Updated: Jul 7, 2021

Rather than talking about the pandemic, I want to recognize an upcoming milestone that is a significant achievement for all mankind. It is also something that I and many others have dedicated most of our adult life to create and maintain such a significant achievement. 

It is Nuclear Deterrence!

On 9 August 1945, the “Fat Man” atomic bomb was dropped on Nagasaki and led to the fall of Imperial Japan. From that day until now no nuclear weapon has been exploded to destroy any enemy target. Instead, we have seen a build-up of nuclear arsenals to serve as the mutual deterrent against any aggressive actions by countries that also have obtained nuclear capability.  

The current situation is one that has relied on the principal of Mutual Assured Destruction.

I consider Mutual Assured Destruction as a “Positive Madness.” In other words, nuclear powers must be aware of the madness of starting a nuclear engagement that will likely lead to both sides losing more than they can afford to lose, not to speak of the impact on the rest of the world. In my opinion, Mutual Assured Destruction is Positive Madness, meaning it keeps two opponents from attempting to destroying each other. 

However, we see many other dangers throughout the world, such as the pandemic, global warming, starvation and other concerns such as racial and income inequalities.

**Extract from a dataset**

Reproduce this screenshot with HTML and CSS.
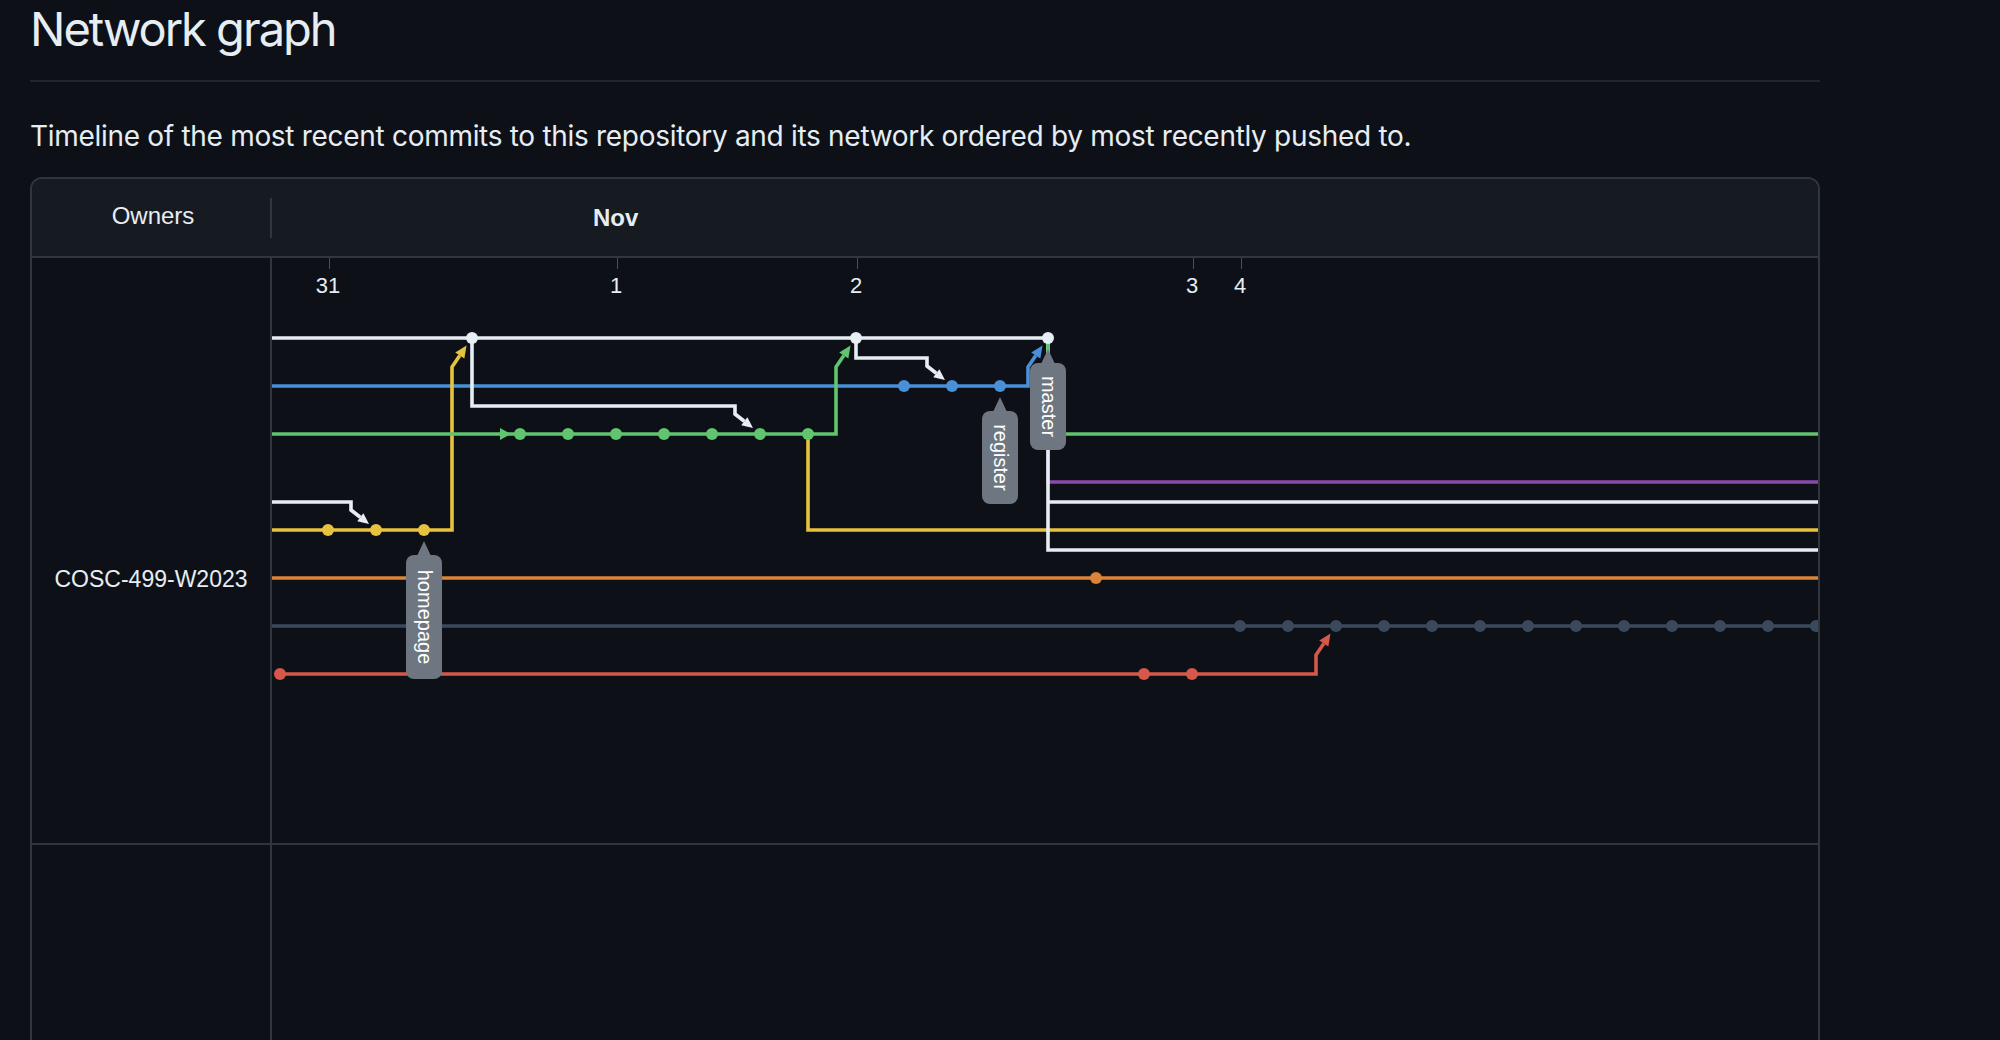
FILE: index.html
```html
<!DOCTYPE html>
<html lang="en">
<head>
<meta charset="utf-8">
<title>Network graph</title>
<link rel="stylesheet" href="styles.css">
</head>
<body>
<div class="page">
  <div class="subhead"><h2 class="subhead-title">Network graph</h2></div>
  <p class="lead">Timeline of the most recent commits to this repository and its network ordered by most recently pushed to.</p>
  <div class="network">
    <div class="net-head">
      <div class="owners-h">Owners</div>
      <div class="head-divider"></div>
      <div class="months"><span class="month">Nov</span></div>
    </div>
    <div class="net-row">
      <div class="owner-cell"><span class="owner-name">COSC-499-W2023</span></div>
      <div class="graph-cell">
        <svg class="graph" width="1546" height="585" viewBox="272 258 1546 585" xmlns="http://www.w3.org/2000/svg">
          <g class="ticks">
            <line x1="329.5" y1="258" x2="329.5" y2="269"/>
            <line x1="617.5" y1="258" x2="617.5" y2="269"/>
            <line x1="857.5" y1="258" x2="857.5" y2="269"/>
            <line x1="1193.5" y1="258" x2="1193.5" y2="269"/>
            <line x1="1241.5" y1="258" x2="1241.5" y2="269"/>
          </g>
          <g class="tick-labels">
            <text x="328" y="293">31</text>
            <text x="616" y="293">1</text>
            <text x="856" y="293">2</text>
            <text x="1192" y="293">3</text>
            <text x="1240" y="293">4</text>
          </g>

          <!-- base lanes -->
          <path class="ln c-orange" d="M272 578 H1818"/>
          <path class="ln c-gray" d="M272 626 H1818"/>
          <path class="ln c-red" d="M280 674 H1316 V655 L1323.8 643.45"/>
          <polygon class="c-red-f" points="1330.5,633.5 1328.36,646.52 1319.24,640.38"/>

          <path class="ln c-blue" d="M272 386 H1028 V367 L1035.8 355.45"/>
          <polygon class="c-blue-f" points="1042.5,345.5 1040.36,358.52 1031.24,352.38"/>

          <path class="ln c-yellow" d="M272 530 H452 V367 L459.8 355.45"/>
          <polygon class="c-yellow-f" points="466.5,345.5 464.36,358.52 455.24,352.38"/>
          <path class="ln c-yellow" d="M808 434 V530 H1818"/>

          <path class="ln c-green" d="M272 434 H836 V367 L843.8 355.45"/>
          <polygon class="c-green-f" points="500,428 511,434 500,440"/>
          <polygon class="c-green-f" points="850.5,345.5 848.36,358.52 839.24,352.38"/>

          <!-- master fan-out -->
          <path class="ln c-purple" d="M1048 338 V482 H1818"/>
          <path class="ln c-white" d="M1048 338 V550 H1818"/>
          <path class="ln c-white" d="M1048 502 H1818"/>
          <path class="ln c-green" d="M1048 338 V434 H1818"/>

          <!-- white trunk and forks -->
          <path class="ln c-white" d="M272 338 H1048"/>
          <path class="ln c-white" d="M272 502 H351 V510 L360.3 517.25"/>
          <polygon class="c-white-f" points="369,524 357.23,521.2 363.37,513.3"/>
          <path class="ln c-white" d="M472 338 V406 H735 V414 L744.3 421.25"/>
          <polygon class="c-white-f" points="753,428 741.23,425.2 747.37,417.3"/>
          <path class="ln c-white" d="M856 338 V358 H927 V366 L936.3 373.25"/>
          <polygon class="c-white-f" points="945,380 933.23,377.2 939.37,369.3"/>

          <!-- commits -->
          <g class="c-white-f">
            <circle cx="472" cy="338" r="6"/><circle cx="856" cy="338" r="6"/><circle cx="1048" cy="338" r="6"/>
          </g>
          <g class="c-blue-f">
            <circle cx="904" cy="386" r="6"/><circle cx="952" cy="386" r="6"/><circle cx="1000" cy="386" r="6"/>
          </g>
          <g class="c-green-f">
            <circle cx="520" cy="434" r="6"/><circle cx="568" cy="434" r="6"/><circle cx="616" cy="434" r="6"/>
            <circle cx="664" cy="434" r="6"/><circle cx="712" cy="434" r="6"/><circle cx="760" cy="434" r="6"/>
            <circle cx="808" cy="434" r="6"/>
          </g>
          <g class="c-yellow-f">
            <circle cx="328" cy="530" r="6"/><circle cx="376" cy="530" r="6"/><circle cx="424" cy="530" r="6"/>
          </g>
          <g class="c-orange-f">
            <circle cx="1096" cy="578" r="6"/>
          </g>
          <g class="c-gray-f">
            <circle cx="1240" cy="626" r="6"/><circle cx="1288" cy="626" r="6"/><circle cx="1336" cy="626" r="6"/>
            <circle cx="1384" cy="626" r="6"/><circle cx="1432" cy="626" r="6"/><circle cx="1480" cy="626" r="6"/>
            <circle cx="1528" cy="626" r="6"/><circle cx="1576" cy="626" r="6"/><circle cx="1624" cy="626" r="6"/>
            <circle cx="1672" cy="626" r="6"/><circle cx="1720" cy="626" r="6"/><circle cx="1768" cy="626" r="6"/>
            <circle cx="1816" cy="626" r="6"/>
          </g>
          <g class="c-red-f">
            <circle cx="280" cy="674" r="6"/><circle cx="1144" cy="674" r="6"/><circle cx="1192" cy="674" r="6"/>
          </g>

          <!-- branch labels -->
          <g class="tag">
            <polygon points="424,541 417,556 431,556"/>
            <g transform="translate(424 555) rotate(90)">
              <rect x="0" y="-18" width="124" height="36" rx="8"/>
              <text x="62" y="6">homepage</text>
            </g>
          </g>
          <g class="tag">
            <polygon points="1000,397 993,412 1007,412"/>
            <g transform="translate(1000 411) rotate(90)">
              <rect x="0" y="-18" width="93" height="36" rx="8"/>
              <text x="46.5" y="6">register</text>
            </g>
          </g>
          <g class="tag">
            <polygon points="1048,349 1041,364 1055,364"/>
            <g transform="translate(1048 363) rotate(90)">
              <rect x="0" y="-18" width="87" height="36" rx="8"/>
              <text x="43.5" y="6">master</text>
            </g>
          </g>
        </svg>
      </div>
    </div>
    <div class="net-row net-row-empty">
      <div class="owner-cell"></div>
      <div class="graph-cell"></div>
    </div>
  </div>
</div>
</body>
</html>
```

FILE: styles.css
```css
* { box-sizing: border-box; }

body {
  margin: 0;
  background: #0d1117;
  color: #e6edf3;
  font-family: Inter, "Noto Sans", sans-serif;
}

.page {
  margin-left: 30px;
  width: 1790px;
}

.subhead {
  padding-bottom: 22px;
  border-bottom: 2px solid #21262d;
}

.subhead-title {
  margin: 0;
  font-size: 47px;
  font-weight: 400;
  line-height: 58px;
  letter-spacing: -2px;
}

.lead {
  margin: 37px 0 24px;
  font-size: 28px;
  line-height: 34px;
  letter-spacing: -0.3px;
}

.network {
  border: 2px solid #30363d;
  border-radius: 12px;
  overflow: hidden;
  font-family: "Liberation Sans", Arial, sans-serif;
}

.net-head {
  display: grid;
  grid-template-columns: 238px 2px 1fr;
  align-items: center;
  height: 79px;
  background: #161b22;
  border-bottom: 2px solid #30363d;
  font-size: 24px;
}

.owners-h {
  text-align: center;
  padding: 0 0 4px 4px;
}

.head-divider {
  height: 40px;
  background: #30363d;
}

.month {
  font-weight: 700;
  margin-left: 321px;
}

.net-row {
  display: grid;
  grid-template-columns: 240px 1fr;
  height: 587px;
  border-bottom: 2px solid #30363d;
}

.net-row-empty {
  height: 400px;
  border-bottom: none;
}

.owner-cell {
  border-right: 2px solid #30363d;
  padding-top: 308px;
  text-align: center;
  font-size: 23px;
  line-height: 26px;
}

.graph { display: block; }

.ticks line { stroke: #484f58; stroke-width: 1; }
.tick-labels text {
  font-family: "Liberation Sans", Arial, sans-serif;
  font-size: 22px;
  fill: #e6edf3;
  text-anchor: middle;
}

.ln { fill: none; stroke-width: 3.6; stroke-linejoin: miter; }
.c-white { stroke: #e6edf3; }
.c-blue { stroke: #4a90d9; }
.c-green { stroke: #61c46e; }
.c-yellow { stroke: #e6c23f; }
.c-orange { stroke: #db8339; }
.c-purple { stroke: #8b4aab; }
.c-gray { stroke: #3b495d; }
.c-red { stroke: #d6584a; }

.c-white-f { fill: #e6edf3; }
.c-blue-f { fill: #4a90d9; }
.c-green-f { fill: #61c46e; }
.c-yellow-f { fill: #e6c23f; }
.c-orange-f { fill: #db8339; }
.c-gray-f { fill: #3b495d; }
.c-red-f { fill: #d6584a; }

.tag polygon, .tag rect { fill: #6e7681; }
.tag text {
  font-family: "Liberation Sans", Arial, sans-serif;
  font-size: 20px;
  fill: #ffffff;
  text-anchor: middle;
}
```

I now believe we have Mutual Assured Destruction in a reasonable stand-off position as witnessed by the past 75 years. I am hopeful that the pandemic will be resolved but, probably not without a substantial price being paid in lives.

Whatever else there may be, I will hope that we all can deal with what we know now and be in a state of mind that will let us conquer whatever rises up over the horizon.  

Dr. Richard “Dick” Walker is a retired full Colonel in the U.S. Air Force. Dr. Walker is a System Engineer/General Scientist (Information Systems Design) involved in strategic warfighting, arms control, weapon systems analysis and technical assessment of weapon effects and target response. He has extensive experience over the past 55 years in strategic arms control and nuclear warfighting theory, capability, and analysis for both offensive and defensive forces. Dr. Walker is a member of the LALO Publishing Editorial Review Committee.